Dal Corriere della Sera-Brescia
C’è un fondo americano che sta provando ad acquistare il Brescia, con il sostegno di alcuni imprenditori locali che stanno facendo da ponte e rimarrebbero come soci di minoranza se l’operazione andasse e a buon fine. L’indiscrezione filtrata una settimana fa, su queste colonne e non solo, resta confermata: si va avanti pur nella riservatezza della trattativa che peraltro potrà davvero decollare se il Brescia resterà in Serie B. L’interesse del gruppo rimarrebbe anche in caso di retrocessione, a cambiare sarebbe il prezzo. E non poco. Con svantaggi per tutti: gli acquirenti dovrebbero risollevare il club da una palude sportiva, Massimo Cellino vedrebbe svalutato il «pacchetto» che include anche il centro sportivo. C’è però un frontman , emerso in questi mesi come possibile uomo decisivo per la trattativa, a capo di un altro fondo, che al Corriere ha fatto sapere direttamente di non far più parte della partita. Si chiama Doniéber Alexander Marangon, ma in Italia è conosciuto solo come «Doni», il soprannome che lo ha accompagnato nel corso di una carriera da professionista nel calcio come portiere. Sei stagioni alla Roma, dal 2005 al 2011, lo hanno lanciato in orbita: nel 2007 vinse da titolare la Coppa America con il Brasile, poi nel 2013 il ritiro a 34 anni a causa di un’aritmia. Doni non si è perso d’animo: è diventato imprenditore immobiliare – seguendo le orme di suo suocero – a Miami, dove anche il presidente del Brescia è di casa. Ha creato la WD Invest con il socio Werner Macedo e, sempre negli Stati Uniti, ha lanciato i suoi fondi di investimento. Uno di questi era finalizzato al calcio.

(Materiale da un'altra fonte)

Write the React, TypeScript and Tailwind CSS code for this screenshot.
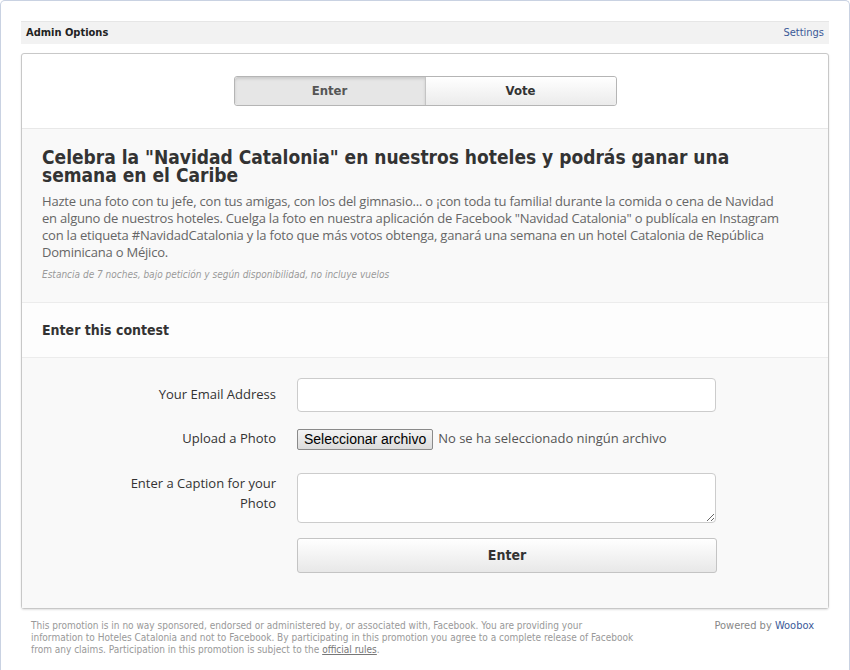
export default function App() {
  const tahoma = "font-['DejaVu_Sans_Condensed','DejaVu_Sans',sans-serif]"
  const open = "font-['Open_Sans','Liberation_Sans',sans-serif]"

  const bodyLines = [
    'Hazte una foto con tu jefe, con tus amigas, con los del gimnasio... o ¡con toda tu familia! durante la comida o cena de Navidad',
    'en alguno de nuestros hoteles. Cuelga la foto en nuestra aplicación de Facebook "Navidad Catalonia" o publícala en Instagram',
    'con la etiqueta #NavidadCatalonia y la foto que más votos obtenga, ganará una semana en un hotel Catalonia de República',
    'Dominicana o Méjico.',
  ]

  return (
    <div className="min-h-[670px] w-[850px] rounded-t-[5px] border-l border-t border-r border-[#c9d2e2] bg-white">
      <div className="px-[20px] pt-[20px]">
        {/* admin bar */}
        <div className={`flex h-[23px] items-center justify-between border-t border-[#e6e6e6] bg-[#f2f2f2] px-[5px] text-[11px] ${tahoma}`}>
          <span className="font-bold text-[#222]">Admin Options</span>
          <a className="text-[#3b5998]">Settings</a>
        </div>

        {/* main card */}
        <div className="mt-[9px] rounded-[3px] border border-[#c8c8c8] bg-white shadow-[0_1px_2px_rgba(0,0,0,0.12)]">
          <div className="flex justify-center py-[22px]">
            <div className={`flex h-[30px] w-[383px] rounded-[3px] border border-[#b5b5b5] text-[13px] font-bold ${tahoma}`}>
              <button className="flex-1 rounded-l-[3px] bg-[#e6e6e6] text-[#555] shadow-[inset_0_2px_3px_rgba(0,0,0,0.12)]">
                Enter
              </button>
              <button className="flex-1 rounded-r-[3px] border-l border-[#c4c4c4] bg-gradient-to-b from-white to-[#ebebeb] text-[#333]">
                Vote
              </button>
            </div>
          </div>

          <div className="border-t border-[#e8e8e8] bg-[#f9f9f9] px-[20px] pt-[19px] pb-[21px]">
            <h1 className={`text-[19px] font-bold leading-[18px] text-[#333] ${tahoma}`}>
              Celebra la "Navidad Catalonia" en nuestros hoteles y podrás ganar una semana en el Caribe
            </h1>
            <p className={`mt-[9px] text-[13px] leading-[17px] tracking-[-0.2px] text-[#666] ${open}`}>
              {bodyLines.map((line) => (
                <span key={line} className="block whitespace-nowrap">
                  {line}
                </span>
              ))}
            </p>
            <p className={`mt-[7px] text-[10px] italic leading-[13px] text-[#999] ${tahoma}`}>
              Estancia de 7 noches, bajo petición y según disponibilidad, no incluye vuelos
            </p>
          </div>

          <div className="border-t border-[#ececec] bg-[#fdfdfd] px-[20px] py-[18px]">
            <h2 className={`text-[14px] font-bold leading-[18px] text-[#333] ${tahoma}`}>Enter this contest</h2>
          </div>

          <div className={`border-t border-[#ececec] bg-[#f9f9f9] pt-[20px] pb-[35px] text-[13px] text-[#333] ${open}`}>
            <div className="flex items-center">
              <label className="w-[254px] text-right">Your Email Address</label>
              <input type="text" className="ml-[21px] h-[34px] w-[419px] rounded-[4px] border border-[#ccc] bg-white" />
            </div>
            <div className="mt-[10px] flex h-[34px] items-center">
              <label className="w-[254px] text-right">Upload a Photo</label>
              <div className="ml-[21px] flex items-center">
                <span className="h-[21px] rounded-[2px] border border-[#8a8a8a] bg-gradient-to-b from-[#f4f4f4] to-[#dcdcdc] px-[6px] font-['Liberation_Sans',sans-serif] text-[14px] leading-[19px] text-black">
                  Seleccionar archivo
                </span>
                <span className="ml-[5px] text-[#555]">No se ha seleccionado ningún archivo</span>
              </div>
            </div>
            <div className="mt-[17px] flex items-start">
              <label className="w-[254px] pl-[94px] text-right leading-[20px]">Enter a Caption for your Photo</label>
              <textarea className="ml-[21px] h-[50px] w-[419px] rounded-[4px] border border-[#ccc] bg-white" />
            </div>
            <div className="mt-[15px] flex">
              <div className="w-[254px]" />
              <button className={`ml-[21px] h-[35px] w-[420px] rounded-[3px] border border-[#c4c4c4] bg-gradient-to-b from-white to-[#e8e8e8] text-[14px] font-bold text-[#333] ${tahoma}`}>
                Enter
              </button>
            </div>
          </div>
        </div>

        {/* footer */}
        <div className={`flex justify-between pt-[11px] pl-[10px] pr-[15px] text-[10px] leading-[12px] text-[#999] ${tahoma}`}>
          <div className="w-[620px]">
            <p className="whitespace-nowrap">
              This promotion is in no way sponsored, endorsed or administered by, or associated with, Facebook. You are providing your
            </p>
            <p className="whitespace-nowrap">
              information to Hoteles Catalonia and not to Facebook. By participating in this promotion you agree to a complete release of Facebook
            </p>
            <p className="whitespace-nowrap">
              from any claims. Participation in this promotion is subject to the{' '}
              <span className="text-[#777] underline">official rules</span>.
            </p>
          </div>
          <p className="text-[11px] text-[#888]">
            Powered by <span className="text-[#3b5998]">Woobox</span>
          </p>
        </div>
      </div>
    </div>
  )
}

Contattato dal Corriere , ha scelto di spiegare tramite un colloquio via mail – sebbene il suo italiano sia rimasto eccellente – quale sia stata la genesi, e la fine, del suo tentativo di scalata al Brescia Calcio. «L’anno scorso – questo il suo esordio – ho fondato una società con un fondo di Miami, il nostro progetto era l’acquisto di un club in tre paesi: Portogallo, Italia e Inghilterra. Io ero l’unico referente che avesse conoscenze italiane, pertanto l’esplorazione è stata affidata a me e mi sono avvalso di un avvocato che mi ha dato supporto. In Italia ho avuto conversazioni con tre club (non svela gli altri due, ndr ) e abbiamo fatto progressi nell’acquisto del Brescia Calcio. Avevamo deciso di procedere, la trattativa era stata avviata». L’intoppo è arrivato verso la fine di novembre: «Cos’è successo? Durante una riunione tra soci – racconta ancora Doni al Corriere – non siamo stati d’accordo sul futuro della gestione del fondo, quindi abbiamo deciso di comune accordo di non continuare la società. I miei soci erano tutti americani, o brasiliani residenti in America: senza di me, il gruppo non aveva più interesse nell’acquistare un club in Italia. A fine novembre, così, la trattativa è saltata». Lui non è più stato chiamato in causa. Ma perché il fondo americano aveva deciso di investire a Brescia? «Ritenevamo fosse un club – dice Doni – che avesse tutte le condizioni per essere tra le grandi d’Italia. Anzi, auguro ai tifosi molta fortuna affinché possano raggiungere la Serie A». Il problema vero è che, ora, a tutti basterebbe evitare la Serie C.